On the other hand, the government, in some circumstances, may now be faced with the additional hurdle of requesting evidence through foreign governments—through a Mutual Legal Assistance Treaty request—a process that can be time-consuming and onerous.
The question on the scope of the government’s authority will continue to turn on the particular facts of the case. The manner in which the data is obtained and stored abroad may be relevant.
In the Microsoft case, the data was automatically stored in Ireland based on the user’s country code. Upon the transfer of the data to Ireland, “all content and non‐content information associated with the account in the United States” was deleted from US-based servers. In other cases, the facts of storage may vary.
In contrast, if the customer emails had existed somewhere in the United States at the time of the proceedings, there would have been no need for the Second Circuit to consider the presumption against extraterritoriality at all, and the government would have been able to likely obtain the suspect’s emails.
The question of where data is actually located at any given time becomes particularly challenging when one considers the various and complex methods of data storage. For instance, “load balancing,” a method of data storage used by many companies, distributes workloads across multiple computing resources to optimize resource use and avoid overload of any single resource. In other words, data stored by “load balancing” will be in one location in one minute—and another location the next. The inquiry becomes more challenging still when one considers that each individual company will likely have different practices regarding how it stores and accesses data.

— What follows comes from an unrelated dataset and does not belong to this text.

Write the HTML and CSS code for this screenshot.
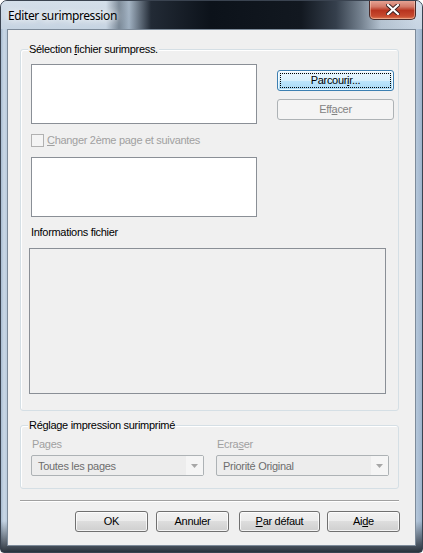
FILE: index.html
```html
<!DOCTYPE html>
<html lang="fr">
<head>
<meta charset="utf-8">
<title>Editer surimpression</title>
<link rel="stylesheet" href="styles.css">
</head>
<body>
<div class="window">
  <div class="titlebar">
    <span class="title">Editer surimpression</span>
    <div class="close">
      <svg width="14" height="11" viewBox="0 0 14 11">
        <path d="M2 1 L12 10 M12 1 L2 10" stroke="#3a2020" stroke-width="4" stroke-linecap="square"/>
        <path d="M2 1 L12 10 M12 1 L2 10" stroke="#ffffff" stroke-width="2.2" stroke-linecap="square"/>
      </svg>
    </div>
  </div>
  <div class="client">
    <div class="group group-file">
      <div class="group-title">Sélection <u>f</u>ichier surimpress.</div>
      <div class="file-row">
        <div class="file-left">
          <div class="textbox"></div>
          <label class="check-row disabled">
            <span class="checkbox"></span>
            <span><u>C</u>hanger 2ème page et suivantes</span>
          </label>
          <div class="textbox"></div>
        </div>
        <div class="file-right">
          <div class="btn btn-focus">Parcour<u>i</u>r...</div>
          <div class="btn btn-disabled">Eff<u>a</u>cer</div>
        </div>
      </div>
      <div class="info-label">Informations fichier</div>
      <div class="info-box"></div>
    </div>

    <div class="group group-settings">
      <div class="group-title">Réglage impression surimprimé</div>
      <div class="combo-row">
        <div class="field">
          <div class="field-label disabled">Pages</div>
          <div class="combo">
            <span class="combo-text">Toutes les pages</span>
            <span class="combo-arrow"><svg width="7" height="4" viewBox="0 0 7 4"><path d="M0 0 H7 L3.5 4 Z" fill="#a7a7a7"/></svg></span>
          </div>
        </div>
        <div class="field">
          <div class="field-label disabled">Ecra<u>s</u>er</div>
          <div class="combo">
            <span class="combo-text">Priorité Original</span>
            <span class="combo-arrow"><svg width="7" height="4" viewBox="0 0 7 4"><path d="M0 0 H7 L3.5 4 Z" fill="#a7a7a7"/></svg></span>
          </div>
        </div>
      </div>
    </div>

    <div class="separator"></div>

    <div class="button-row">
      <div class="btn btn-ok">OK</div>
      <div class="btn btn-cancel">Annuler</div>
      <div class="btn btn-default"><u>P</u>ar défaut</div>
      <div class="btn btn-help">Ai<u>d</u>e</div>
    </div>
  </div>
</div>
</body>
</html>
```
FILE: styles.css
```css
html, body {
  margin: 0;
  padding: 0;
  background: #ffffff;
}

.window {
  box-sizing: border-box;
  width: 423px;
  height: 553px;
  display: flex;
  flex-direction: column;
  padding: 0 6px 6px 6px;
  border: 1px solid #3a4350;
  border-radius: 7px 7px 4px 4px;
  background:
    linear-gradient(to bottom, rgba(18,24,32,0) 0, rgba(18,24,32,0) 520px, rgba(18,24,32,0.9) 553px),
    linear-gradient(to right, #a9bdd2 0, #c9d7e5 3px, #b5c7da 7px, #b5c7da 415px, #a3b8cf 420px, #8ea5bd 423px);
  font-family: "Liberation Sans", Arial, sans-serif;
  font-size: 11px;
  color: #000;
  overflow: hidden;
}

.titlebar {
  height: 28px;
  margin: 0 -6px;
  padding: 0 6px 0 7px;
  display: flex;
  justify-content: space-between;
  align-items: flex-start;
  background:
    linear-gradient(to right,
      rgba(0,0,0,0) 0,
      rgba(0,0,0,0) 105px,
      rgba(70,85,100,0.6) 118px,
      rgba(120,140,160,0.5) 128px,
      rgba(25,33,44,0.95) 150px,
      rgba(12,18,26,1) 210px,
      rgba(18,24,32,1) 300px,
      rgba(45,55,68,0.95) 335px,
      rgba(95,108,122,0.8) 360px,
      rgba(150,165,180,0.4) 380px,
      rgba(0,0,0,0) 415px),
    linear-gradient(to bottom, #d4dfea 0, #c6d4e2 28px);
}

.title {
  font-family: "Noto Sans", "Open Sans", sans-serif;
  font-size: 12px;
  line-height: 16px;
  margin-top: 7px;
  color: #000;
  letter-spacing: -0.4px;
  text-shadow: 0 0 6px #ffffff, 0 0 10px #ffffff;
}

.close {
  box-sizing: border-box;
  width: 47px;
  height: 20px;
  margin-top: -1px;
  border: 1px solid #4a2a28;
  border-top: none;
  border-radius: 0 0 5px 5px;
  background: linear-gradient(to bottom, #e9a99a 0, #d37a68 35%, #b8341f 55%, #c74a2f 85%, #dd7a55 100%);
  box-shadow: inset 0 0 0 1px rgba(255,220,200,0.45);
  display: flex;
  align-items: center;
  justify-content: center;
}

.client {
  flex: 1;
  display: flex;
  flex-direction: column;
  background: #f0f0f0;
  border: 1px solid #7d8b9a;
  padding: 0 16px 0 12px;
}

.group {
  border: 1px solid #d5dfe5;
  border-radius: 3px;
  box-shadow: inset 1px 1px 0 #ffffff;
  display: flex;
  flex-direction: column;
}

.group-title {
  align-self: flex-start;
  display: inline-block;
  line-height: 13px;
  margin: -7px 0 0 7px;
  padding: 0 1px;
  background: #f0f0f0;
  letter-spacing: -0.3px;
}

.group-file {
  margin-top: 19px;
  padding-bottom: 16px;
}

.file-row {
  display: flex;
  margin: 8px 0 0 10px;
}

.file-left {
  width: 226px;
  display: flex;
  flex-direction: column;
}

.textbox {
  box-sizing: border-box;
  height: 60px;
  background: #ffffff;
  border: 1px solid #8a8f96;
}

.check-row {
  display: flex;
  align-items: center;
  height: 13px;
  margin: 10px 0;
  letter-spacing: -0.3px;
  line-height: 13px;
}

.checkbox {
  box-sizing: border-box;
  width: 13px;
  height: 13px;
  border: 1px solid #b1b1b1;
  background: #f4f4f4;
  margin-right: 3px;
}

.disabled {
  color: #a0a0a0;
}

.file-right {
  margin-left: 20px;
  margin-top: 6px;
  display: flex;
  flex-direction: column;
  gap: 8px;
}

.btn {
  box-sizing: border-box;
  height: 21px;
  border: 1px solid #707070;
  border-radius: 3px;
  background: linear-gradient(to bottom, #f2f2f2 0, #ebebeb 50%, #dddddd 50%, #cfcfcf 100%);
  box-shadow: inset 0 0 0 1px rgba(255,255,255,0.75);
  display: flex;
  align-items: center;
  justify-content: center;
  letter-spacing: -0.3px;
  line-height: 13px;
}

.file-right .btn {
  width: 117px;
}

.btn-focus {
  border-color: #3c7fb1;
  background: linear-gradient(to bottom, #eaf6fd 0, #d9f0fc 50%, #bee6fd 50%, #a7d9f5 100%);
  outline: 1px dotted #000000;
  outline-offset: -4px;
}

.btn-disabled {
  border-color: #adb2b5;
  background: #f4f4f4;
  box-shadow: none;
  color: #838383;
}

.info-label {
  line-height: 13px;
  margin: 9px 0 0 10px;
  letter-spacing: -0.3px;
}

.info-box {
  box-sizing: border-box;
  width: 357px;
  height: 146px;
  margin: 9px 0 0 8px;
  background: #f0f0f0;
  border: 1px solid #8a8f96;
}

.group-settings {
  margin-top: 14px;
  padding-bottom: 12px;
}

.combo-row {
  display: flex;
  gap: 12px;
  margin: 6px 0 0 10px;
}

.field {
  display: flex;
  flex-direction: column;
  width: 173px;
}

.field-label {
  line-height: 13px;
  margin-left: 1px;
  letter-spacing: -0.3px;
}

.combo {
  box-sizing: border-box;
  height: 21px;
  margin-top: 4px;
  border: 1px solid #adb2b5;
  border-radius: 2px;
  background: #ededed;
  display: flex;
  align-items: stretch;
  color: #6d6d6d;
}

.combo-text {
  flex: 1;
  display: flex;
  align-items: center;
  padding-left: 6px;
  letter-spacing: -0.3px;
}

.combo-arrow {
  width: 17px;
  background: #f5f5f5;
  display: flex;
  align-items: center;
  justify-content: center;
  padding-top: 1px;
}

.separator {
  height: 0;
  margin-top: 11px;
  border-top: 1px solid #a0a0a0;
  border-bottom: 1px solid #ffffff;
}

.button-row {
  display: flex;
  justify-content: flex-end;
  gap: 8px;
  margin-top: 9px;
  margin-right: -1px;
}

.button-row .btn {
  width: 73px;
}

.button-row .btn-default {
  width: 81px;
  margin: 0 -1px 0 2px;
}
```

The landmark Second Circuit ruling sheds light on an important issue confronting many companies that store some data outside the United States. Whether other courts will follow this precedent or consider other legal standards (like the two lower court judges did before the Second Circuit opinion) remains to be seen. Although the new ruling provides useful guidance on this issue, the facts of any data transfers, storage, and access will need to be considered on a case-by-case basis.